I learned that T had an HR file up in HR about as thick as a phone book (17 years’ worth of accumulation), but that they couldn’t fire him. His wife held an incredibly high position within the company and all of the complaints filed against him came from parallels or superiors. Nobody who had ever worked below him had ever spoken up about him – likely out of fear.

I was the first. I had an initial conversation with his superior, another with HR, and then a second with HR and all of the company’s lawyers. I didn’t lie. I didn’t fabricate anything. I just regurgitated. I was Donnie Brasco or Judas Iscariot or a 23 year old print designer who’d run out of patience. One Thursday, around 5pm, he was called up to HR and forced to either retire or be fired. They told him everything I had said and sent him back down to the office. I was the only person still working. He didn’t say much to me. HR called me upstairs to tell me that they had just let him go and that they had had to tell him everything. They sent me back downstairs. There was about another half an hour in which I had to work in silence with him. It was more than a little awkward. The next day would be his last day. I called in sick to avoid any further awkwardness or drama.

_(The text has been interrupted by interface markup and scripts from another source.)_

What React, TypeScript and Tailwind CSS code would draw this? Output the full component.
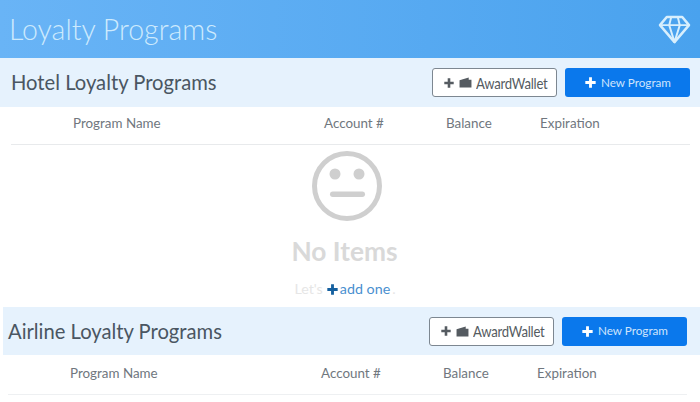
import React from "react";

const Plus = ({ className }: { className: string }) => (
  <svg viewBox="0 0 10 10" className={className} fill="currentColor" aria-hidden="true">
    <path d="M3.7 0.3h2.6v3.4h3.4v2.6H6.3v3.4H3.7V6.3H0.3V3.7h3.4z" />
  </svg>
);

const Wallet = () => (
  <svg viewBox="0 0 14 12" className="w-[13px] h-[11px] mr-[4px]" fill="#555b61" aria-hidden="true">
    <path d="M0.5 3.5L10.5 0.5V3H13.5V11.5H0.5z" />
  </svg>
);

const Diamond = () => (
  <svg viewBox="0 0 34 30" className="w-[33px] h-[29px]" fill="none" stroke="#d8effd" strokeWidth="2.6" strokeLinejoin="round" aria-hidden="true">
    <path d="M9 2H25L32 10.5L17 28L2 10.5Z" />
    <path d="M2 10.5H32M11.5 10.5L17 28L22.5 10.5M11.5 10.5L13.5 2.5M22.5 10.5L20.5 2.5" strokeWidth="2" />
  </svg>
);

const Face = () => (
  <svg viewBox="0 0 70 70" className="w-[70px] h-[70px]" aria-hidden="true">
    <circle cx="35" cy="35" r="32.5" fill="none" stroke="#cfcfcf" strokeWidth="5" />
    <circle cx="23" cy="23" r="5.5" fill="#cfcfcf" />
    <circle cx="47" cy="23" r="5.5" fill="#cfcfcf" />
    <rect x="18" y="40.5" width="35" height="5.5" rx="2.75" fill="#cfcfcf" />
  </svg>
);

const Section = ({ title, inset }: { title: string; inset: boolean }) => (
  <>
    <div className={inset ? "ml-[3px] h-[48px] bg-[#e6f2fd] flex items-center pl-[5px] pr-[13px]" : "h-[49px] bg-[#e6f2fd] flex items-center pl-[11px] pr-[10px]"}>
      <h2 className="text-[20.2px] text-[#4a5662] leading-none">{title}</h2>
      <div className="ml-auto flex gap-2">
        <button className="w-[125px] h-[29px] rounded-[3px] border border-[#7d8791] bg-white text-[#555b61] flex items-center pl-[11px] text-[16px] tracking-[-0.3px]">
          <Plus className="w-[10px] h-[10px] mr-[5px]" />
          <Wallet />
          <span className="block w-[72px] whitespace-nowrap origin-left scale-x-[0.82]">AwardWallet</span>
        </button>
        <button className="w-[125px] h-[29px] rounded-[3px] bg-[#0a78ec] text-[#cfe4fc] flex items-center justify-center gap-[5px] pl-[1px] text-[11.7px]">
          <Plus className="w-[11px] h-[11px] text-white" />
          <span>New Program</span>
        </button>
      </div>
    </div>
    <div className={inset ? "mr-[13px] ml-[8px] h-[40px] pb-[2px] border-b border-[#eef0f2] grid grid-cols-[62px_251px_122px_94px_1fr] items-center text-[13.4px] text-[#70777e]" : "mr-[10px] ml-[11px] h-[38px] pb-[4px] border-b border-[#e8eaec] grid grid-cols-[62px_251px_122px_94px_1fr] items-center text-[13.4px] text-[#70777e]"}>
      <span />
      <span>Program Name</span>
      <span>Account #</span>
      <span>Balance</span>
      <span>Expiration</span>
    </div>
  </>
);

export default function App() {
  return (
    <div className="w-[700px] h-[402px] overflow-hidden bg-white font-['Lato',sans-serif]">
      <header className="h-[58px] bg-gradient-to-r from-[#69b4f6] to-[#49a2ee] flex items-center justify-between pl-[9px] pr-[9px]">
        <h1 className="text-[28.5px] font-light text-[#cdeafd] leading-none">Loyalty Programs</h1>
        <Diamond />
      </header>
      <Section title="Hotel Loyalty Programs" inset={false} />
      <div className="h-[162px] flex flex-col items-center pt-[6px] pr-[6px]">
        <Face />
        <div className="mt-[14px] mr-[5px] text-[26.3px] font-bold text-[#d9d9d9] leading-[32px]">No Items</div>
        <div className="mt-[13px] mr-[4px] flex items-center text-[14.3px] leading-[18px] text-[#e6e6e6]">
          <span>Let's</span>
          <Plus className="w-[11px] h-[11px] text-[#15609f] ml-[4px] mr-[2px]" />
          <span className="text-[#4a90cf]">add one</span>
          <span className="ml-[2px]">.</span>
        </div>
      </div>
      <Section title="Airline Loyalty Programs" inset={true} />
    </div>
  );
}
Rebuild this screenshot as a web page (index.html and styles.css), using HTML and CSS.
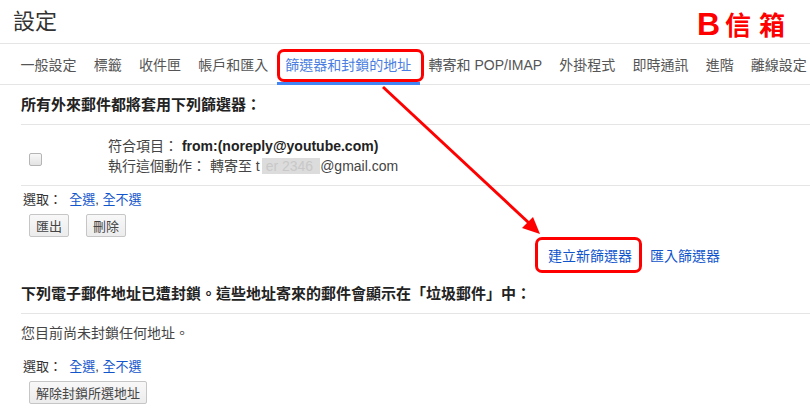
FILE: index.html
```html
<!DOCTYPE html>
<html lang="zh-Hant">
<head>
    <meta charset="UTF-8">
    <title>設定</title>
    <link rel="stylesheet" href="styles.css">
</head>
<body>
    <div class="page">
        <div class="top">
            <h1 class="title">設定</h1>
            <div class="brand"><span class="brand-b">B</span><span class="brand-zh">信箱</span></div>
        </div>

        <nav class="tabs">
            <a class="tab">一般設定</a>
            <a class="tab">標籤</a>
            <a class="tab">收件匣</a>
            <a class="tab">帳戶和匯入</a>
            <a class="tab active">篩選器和封鎖的地址</a>
            <a class="tab">轉寄和 POP/IMAP</a>
            <a class="tab">外掛程式</a>
            <a class="tab">即時通訊</a>
            <a class="tab">進階</a>
            <a class="tab">離線設定</a>
        </nav>

        <!-- filters -->
        <section class="panel">
            <h2 class="panel-head">所有外來郵件都將套用下列篩選器：</h2>
            <div class="filter-row">
                <span class="check"></span>
                <div class="filter-text">
                    <div>符合項目： <b class="mono-bold">from:(noreply@youtube.com)</b></div>
                    <div>執行這個動作： 轉寄至 t<span class="blur">er 2346</span>@gmail.com</div>
                </div>
            </div>
            <div class="select-row">選取：&nbsp; <a class="link">全選</a>, <a class="link">全不選</a></div>
            <div class="btn-row">
                <button class="btn">匯出</button>
                <button class="btn">刪除</button>
            </div>
            <div class="create-row">
                <a class="link">建立新篩選器</a>
                <a class="link">匯入篩選器</a>
            </div>
        </section>

        <!-- blocked addresses -->
        <section class="panel">
            <h2 class="panel-head">下列電子郵件地址已遭封鎖。這些地址寄來的郵件會顯示在「垃圾郵件」中：</h2>
            <p class="empty">您目前尚未封鎖任何地址。</p>
            <div class="select-row second">選取：&nbsp; <a class="link">全選</a>, <a class="link">全不選</a></div>
            <div class="btn-row">
                <button class="btn">解除封鎖所選地址</button>
            </div>
        </section>

        <!-- annotations -->
        <div class="mark mark-tab"></div>
        <div class="mark mark-create"></div>
        <svg class="arrow" width="810" height="416" viewBox="0 0 810 416">
            <line x1="383" y1="87" x2="529" y2="223" stroke="#f00" stroke-width="3"/>
            <polygon points="540,234 522,228 533,217" fill="#f00"/>
        </svg>
    </div>
</body>
</html>
```

FILE: styles.css
```css
body {
    margin: 0;
    font-family: "Liberation Sans", "Noto Sans CJK TC", sans-serif;
    color: #222;
    background: #fff;
}
.page {
    position: relative;
    width: 810px;
    height: 416px;
    overflow: hidden;
}
.top {
    height: 43px;
    border-bottom: 1px solid #e5e5e5;
    display: flex;
    align-items: center;
    justify-content: space-between;
    padding: 0 25px 0 13px;
}
.title {
    margin: 0;
    font-size: 22px;
    font-weight: normal;
    line-height: 42px;
    color: #333;
}
.brand {
    color: #f00;
    display: flex;
    align-items: baseline;
    margin-top: 4px;
}
.brand-b {
    font-size: 32px;
    font-weight: bold;
    font-family: "Liberation Sans", sans-serif;
}
.brand-zh {
    font-size: 26px;
    font-weight: bold;
    letter-spacing: 8px;
    margin-left: 5px;
    margin-right: -8px;
}
.tabs {
    height: 40px;
    border-bottom: 1px solid #e5e5e5;
    display: flex;
    padding-left: 12px;
    white-space: nowrap;
}
.tab {
    font-size: 14px;
    line-height: 40px;
    padding: 1px 8.6px 0;
    color: #555;
    box-sizing: border-box;
    height: 41px;
}
.tab.active {
    color: #4a7ee0;
    border-bottom: 3px solid #4285f4;
}
.panel {
    padding-left: 21px;
}
.panel-head {
    margin: 0;
    height: 39px;
    line-height: 40px;
    font-size: 15px;
    font-weight: bold;
    border-bottom: 1px solid #e5e5e5;
    white-space: nowrap;
}
.filter-row {
    display: flex;
    align-items: center;
    height: 60px;
    border-bottom: 1px solid #e5e5e5;
    box-sizing: border-box;
    margin-top: 1px;
}
.check {
    width: 11px;
    height: 11px;
    border: 1px solid #b5b5b5;
    border-radius: 2px;
    background: linear-gradient(#f8f8f8, #e3e3e3);
    margin: 8px 0 0 8px;
}
.filter-text {
    margin-left: 66px;
    font-size: 14px;
    line-height: 20px;
    color: #444;
}
.mono-bold {
    color: #222;
}
.blur {
    background: #dcdcdc;
    color: #c8c8c8;
    padding: 0 7px 0 4px;
    margin-left: 2px;
}
.select-row {
    font-size: 13px;
    line-height: 18px;
    padding: 5px 0 0 2px;
    color: #333;
}
.link {
    color: #15c;
    cursor: pointer;
}
.btn-row {
    display: flex;
    gap: 17px;
    margin: 5px 0 0 8px;
}
.btn {
    font-family: inherit;
    font-size: 13px;
    height: 23px;
    padding: 0 6px;
    color: #444;
    border: 1px solid #c6c6c6;
    border-radius: 2px;
    background: linear-gradient(#f8f8f8, #ececec);
}
.create-row {
    display: flex;
    gap: 18px;
    font-size: 14px;
    line-height: 20px;
    margin: 9px 0 8px 527px;
}
.empty {
    margin: 9px 0 0;
    font-size: 14px;
    line-height: 20px;
    color: #444;
}
.select-row.second {
    padding-top: 14px;
    line-height: 20px;
}
.select-row.second + .btn-row {
    margin-top: 4px;
}
.mark {
    position: absolute;
    border: 3px solid #f00;
    border-radius: 7px;
    box-sizing: border-box;
}
.mark-tab {
    left: 277px;
    top: 49px;
    width: 147px;
    height: 33px;
}
.mark-create {
    left: 535px;
    top: 237px;
    width: 107px;
    height: 36px;
}
.arrow {
    position: absolute;
    left: 0;
    top: 0;
    pointer-events: none;
}
```
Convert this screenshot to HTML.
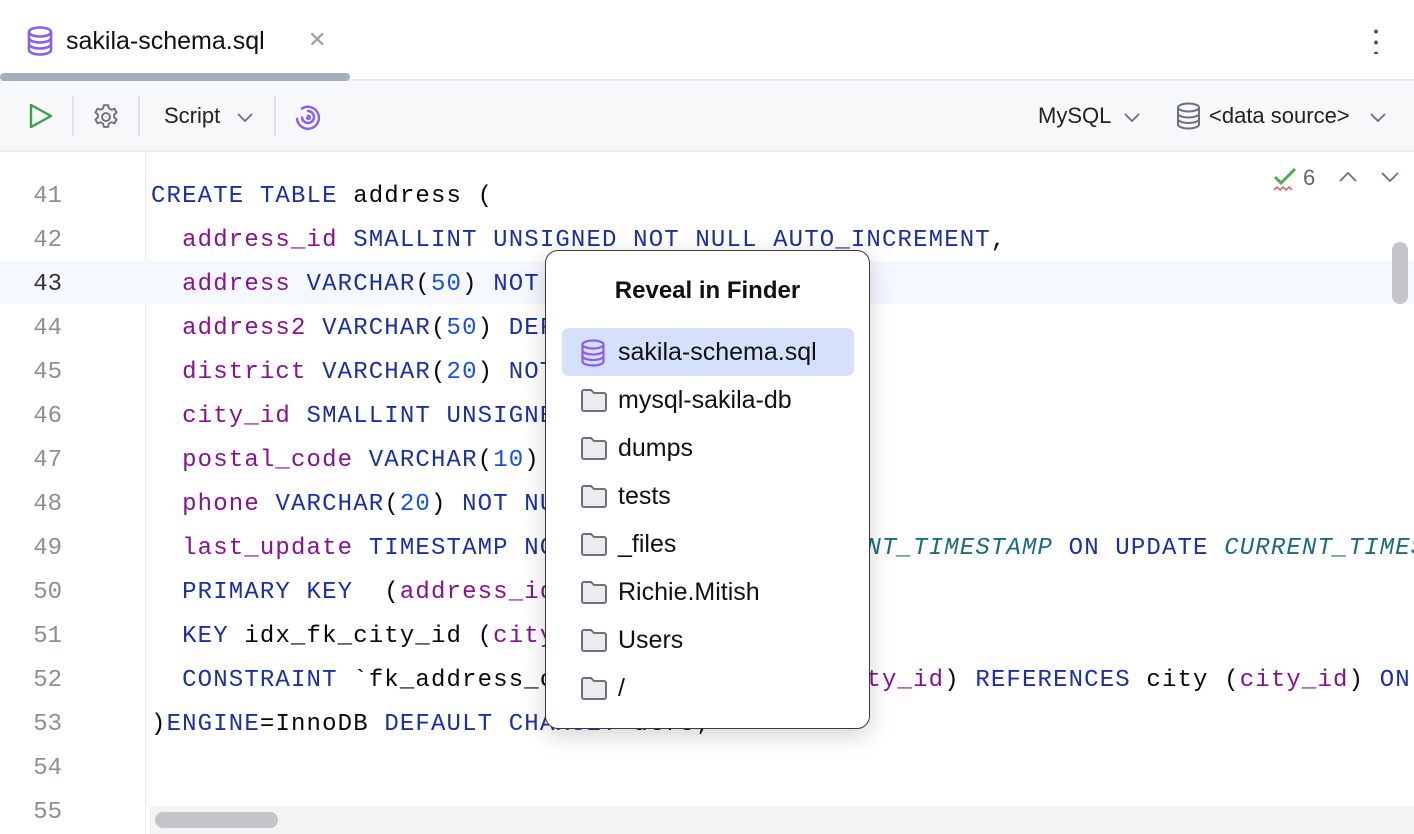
<!DOCTYPE html>
<html><head><meta charset="utf-8"><style>
*{margin:0;padding:0;box-sizing:border-box}
html,body{width:1414px;height:834px;overflow:hidden}
body{background:#fff;font-family:"Liberation Sans",sans-serif;position:relative}
.abs{position:absolute}
.tabbar{left:0;top:0;width:1414px;height:81px;background:#fff;border-bottom:2px solid #ebecf0}
.toolbar{left:0;top:81px;width:1414px;height:71px;background:#f7f8fa;border-bottom:2px solid #ebecf0}
.sep{top:96px;width:2px;height:40px;background:#e1e3e8}
.tb{font-size:22px;color:#222;top:103px}
.code{font-family:"Liberation Mono",monospace;font-size:24px;letter-spacing:1.15px;white-space:pre;line-height:44px}
.ln{left:0;width:62px;text-align:right;color:#8c8f99;font-family:"Liberation Mono",monospace;font-size:24px;line-height:44px}
.k{color:#1b2fa6}.p{color:#871094}.n{color:#1750eb}.i{color:#1c6a7e;font-style:italic}
.popup{left:545px;top:250px;width:325px;height:479px;background:#fff;border:1.5px solid #3a3a3a;border-radius:13px;box-shadow:0 6px 24px rgba(0,0,0,0.18)}
.item{position:absolute;left:16px;width:292px;height:48px;font-size:25px;color:#111;line-height:48px;padding-left:56px}
.item svg{position:absolute;left:18px;top:11px}
</style></head><body>
<div class="abs tabbar"></div>
<svg class="abs" style="left:26px;top:26px" width="28" height="30" viewBox="0 0 28 30"><g fill="none" stroke="#8b5cf6" stroke-width="2.6"><ellipse cx="14" cy="6" rx="11" ry="4.5"/><path d="M3 6v18c0 2.5 5 4.5 11 4.5s11-2 11-4.5V6M3 12c0 2.5 5 4.5 11 4.5s11-2 11-4.5M3 18c0 2.5 5 4.5 11 4.5s11-2 11-4.5"/></g></svg>
<div class="abs" style="left:66px;top:27px;font-size:25px;color:#111">sakila-schema.sql</div>
<div class="abs" style="left:308px;top:27px;font-size:22px;color:#9aa0aa">✕</div>
<div class="abs" style="left:1374px;top:26px;width:4px;height:28px;background:radial-gradient(circle,#555 1.8px,transparent 2.2px) 0 0/4px 11px"></div>
<div class="abs" style="left:0;top:73px;width:350px;height:8px;background:#a8adbd;border-radius:4px"></div>
<div class="abs toolbar"></div>
<svg class="abs" style="left:28px;top:102px" width="26" height="28" viewBox="0 0 26 28"><path d="M3 3L23 14L3 25Z" fill="none" stroke="#3f9e4b" stroke-width="2.4" stroke-linejoin="round"/></svg>
<div class="abs sep" style="left:72px"></div>
<svg class="abs" style="left:91px;top:102px" width="30" height="30" viewBox="0 0 24 24"><g fill="none" stroke="#6c707e" stroke-width="1.5"><circle cx="12" cy="12" r="3.2"/><path d="M10.3 2.5h3.4l.6 2.6 1.9 1.1 2.6-.8 1.7 2.9-2 1.8v2.2l2 1.8-1.7 2.9-2.6-.8-1.9 1.1-.6 2.6h-3.4l-.6-2.6-1.9-1.1-2.6.8-1.7-2.9 2-1.8v-2.2l-2-1.8 1.7-2.9 2.6.8 1.9-1.1z" stroke-linejoin="round"/></g></svg>
<div class="abs sep" style="left:138px"></div>
<div class="abs tb" style="left:164px">Script</div>
<svg class="abs" style="left:236px;top:112px" width="18" height="12"><path d="M2 2l7 7 7-7" fill="none" stroke="#6c707e" stroke-width="1.8"/></svg>
<div class="abs sep" style="left:274px"></div>
<svg class="abs" style="left:294px;top:103px" width="28" height="28" viewBox="0 0 28 28"><g fill="none" stroke="#8b5cf6" stroke-width="2.4" stroke-linecap="round"><path d="M8 5.5A11 11 0 1 1 3 16"/><path d="M14 8a6 6 0 1 1-6 6.5"/><path d="M14 13a1.5 1.5 0 1 1-1 2"/></g></svg>
<div class="abs tb" style="left:1038px">MySQL</div>
<svg class="abs" style="left:1123px;top:112px" width="18" height="12"><path d="M2 2l7 7 7-7" fill="none" stroke="#6c707e" stroke-width="1.8"/></svg>
<svg class="abs" style="left:1176px;top:102px" width="25" height="28" viewBox="0 0 25 28"><g fill="none" stroke="#6c707e" stroke-width="2"><ellipse cx="12.5" cy="5.5" rx="10.5" ry="4"/><path d="M2 5.5v17c0 2.2 4.7 4 10.5 4s10.5-1.8 10.5-4v-17M2 11.5c0 2.2 4.7 4 10.5 4s10.5-1.8 10.5-4M2 17c0 2.2 4.7 4 10.5 4s10.5-1.8 10.5-4"/></g></svg>
<div class="abs tb" style="left:1209px">&lt;data source&gt;</div>
<svg class="abs" style="left:1369px;top:112px" width="18" height="12"><path d="M2 2l7 7 7-7" fill="none" stroke="#6c707e" stroke-width="1.8"/></svg>

<div class="abs" style="left:145px;top:153px;width:1px;height:681px;background:#ebecf0"></div>
<div class="abs" style="left:0;top:261px;width:1414px;height:43px;background:#f5f8fe"></div>
<div class="abs" style="left:0;top:153px;width:145px;height:11px;overflow:hidden"><div class="ln" style="position:absolute;top:-27px">40</div></div>
<div class="abs" style="left:0;top:175px">
<div class="ln">41</div><div class="ln">42</div><div class="ln" style="color:#333">43</div><div class="ln">44</div><div class="ln">45</div><div class="ln">46</div><div class="ln">47</div><div class="ln">48</div><div class="ln">49</div><div class="ln">50</div><div class="ln">51</div><div class="ln">52</div><div class="ln">53</div><div class="ln">54</div><div class="ln">55</div>
</div>
<div class="abs" style="left:146px;top:153px;width:1268px;height:653px;overflow:hidden">
<div class="abs code" style="left:5px;top:22px;color:#080808"><span class="k">CREATE TABLE</span> address (
  <span class="p">address_id</span> <span class="k">SMALLINT UNSIGNED NOT NULL AUTO_INCREMENT</span>,
  <span class="p">address</span> <span class="k">VARCHAR</span>(<span class="n">50</span>) <span class="k">NOT NULL</span>,
  <span class="p">address2</span> <span class="k">VARCHAR</span>(<span class="n">50</span>) <span class="k">DEFAULT NULL</span>,
  <span class="p">district</span> <span class="k">VARCHAR</span>(<span class="n">20</span>) <span class="k">NOT NULL</span>,
  <span class="p">city_id</span> <span class="k">SMALLINT UNSIGNED NOT NULL</span>,
  <span class="p">postal_code</span> <span class="k">VARCHAR</span>(<span class="n">10</span>) <span class="k">DEFAULT NULL</span>,
  <span class="p">phone</span> <span class="k">VARCHAR</span>(<span class="n">20</span>) <span class="k">NOT NULL</span>,
  <span class="p">last_update</span> <span class="k">TIMESTAMP NOT NULL DEFAULT</span> <span class="i">CURRENT_TIMESTAMP</span> <span class="k">ON UPDATE</span> <span class="i">CURRENT_TIMESTAMP</span>,
  <span class="k">PRIMARY KEY</span>  (<span class="p">address_id</span>),
  <span class="k">KEY</span> idx_fk_city_id (<span class="p">city_id</span>),
  <span class="k">CONSTRAINT</span> `fk_address_city` <span class="k">FOREIGN KEY</span> (<span class="p">city_id</span>) <span class="k">REFERENCES</span> city (<span class="p">city_id</span>) <span class="k">ON UPDATE CASCADE</span>
)<span class="k">ENGINE</span>=InnoDB <span class="k">DEFAULT CHARSET</span>=utf8;
</div>
</div>
<svg class="abs" style="left:1273px;top:167px" width="26" height="26" viewBox="0 0 26 26"><path d="M2 10l6 6L22 2" fill="none" stroke="#4caf50" stroke-width="3"/><path d="M1 23l3-3 3 3 3-3 3 3 3-3 3 3" fill="none" stroke="#db5c5c" stroke-width="1.5"/></svg>
<div class="abs" style="left:1303px;top:165px;font-size:22px;color:#666">6</div>
<svg class="abs" style="left:1338px;top:170px" width="20" height="14"><path d="M2 11l8-8 8 8" fill="none" stroke="#6c707e" stroke-width="1.8"/></svg>
<svg class="abs" style="left:1380px;top:170px" width="20" height="14"><path d="M2 3l8 8 8-8" fill="none" stroke="#6c707e" stroke-width="1.8"/></svg>
<div class="abs" style="left:1392px;top:242px;width:16px;height:62px;background:#c4c5c8;border-radius:8px"></div>
<div class="abs" style="left:150px;top:806px;width:1264px;height:28px;background:#f4f4f4"></div>
<div class="abs" style="left:155px;top:812px;width:123px;height:16px;background:#c4c5c8;border-radius:8px"></div>

<div class="abs popup">
<div style="position:absolute;top:26px;width:100%;text-align:center;font-size:24px;font-weight:bold;color:#111">Reveal in Finder</div>
<div class="item" style="top:77px;background:#d5e0fb;border-radius:7px"><svg width="26" height="28" viewBox="0 0 26 28"><g fill="none" stroke="#8b5cf6" stroke-width="2.2"><ellipse cx="13" cy="5.5" rx="10.5" ry="4"/><path d="M2.5 5.5v17c0 2.2 4.7 4 10.5 4s10.5-1.8 10.5-4v-17M2.5 11.5c0 2.2 4.7 4 10.5 4s10.5-1.8 10.5-4M2.5 17c0 2.2 4.7 4 10.5 4s10.5-1.8 10.5-4"/></g></svg>sakila-schema.sql</div>
<div class="item" style="top:125px"><svg width="28" height="26"><path d="M2 5a2 2 0 0 1 2-2h7l3 3h10a2 2 0 0 1 2 2v14a2 2 0 0 1-2 2H4a2 2 0 0 1-2-2z" fill="#ebecf0" stroke="#6c707e" stroke-width="2"/></svg>mysql-sakila-db</div>
<div class="item" style="top:173px"><svg width="28" height="26"><path d="M2 5a2 2 0 0 1 2-2h7l3 3h10a2 2 0 0 1 2 2v14a2 2 0 0 1-2 2H4a2 2 0 0 1-2-2z" fill="#ebecf0" stroke="#6c707e" stroke-width="2"/></svg>dumps</div>
<div class="item" style="top:221px"><svg width="28" height="26"><path d="M2 5a2 2 0 0 1 2-2h7l3 3h10a2 2 0 0 1 2 2v14a2 2 0 0 1-2 2H4a2 2 0 0 1-2-2z" fill="#ebecf0" stroke="#6c707e" stroke-width="2"/></svg>tests</div>
<div class="item" style="top:269px"><svg width="28" height="26"><path d="M2 5a2 2 0 0 1 2-2h7l3 3h10a2 2 0 0 1 2 2v14a2 2 0 0 1-2 2H4a2 2 0 0 1-2-2z" fill="#ebecf0" stroke="#6c707e" stroke-width="2"/></svg>_files</div>
<div class="item" style="top:317px"><svg width="28" height="26"><path d="M2 5a2 2 0 0 1 2-2h7l3 3h10a2 2 0 0 1 2 2v14a2 2 0 0 1-2 2H4a2 2 0 0 1-2-2z" fill="#ebecf0" stroke="#6c707e" stroke-width="2"/></svg>Richie.Mitish</div>
<div class="item" style="top:365px"><svg width="28" height="26"><path d="M2 5a2 2 0 0 1 2-2h7l3 3h10a2 2 0 0 1 2 2v14a2 2 0 0 1-2 2H4a2 2 0 0 1-2-2z" fill="#ebecf0" stroke="#6c707e" stroke-width="2"/></svg>Users</div>
<div class="item" style="top:413px"><svg width="28" height="26"><path d="M2 5a2 2 0 0 1 2-2h7l3 3h10a2 2 0 0 1 2 2v14a2 2 0 0 1-2 2H4a2 2 0 0 1-2-2z" fill="#ebecf0" stroke="#6c707e" stroke-width="2"/></svg>/</div>
</div>
</body></html>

Months later, Frank and I had an exhibition of our work at a local gallery. T showed up. He was very cordial and friendly. Although I felt incredibly uneasy, he was fun to talk to. It seemed to me that he made peace with the whole thing. And, in a strange way, I felt that I had very likely added years to his life by getting him out of that office. I think he understood that. He and his wife still have plenty of money and T doesn’t have the office to make him crazy anymore. Months later, we all got laid off. Frank maintained contact with him and, apparently, T has mellowed out significantly and now enjoys his life. Frank says that sometimes he talks about me fondly and other times he just says, “Fuck him.”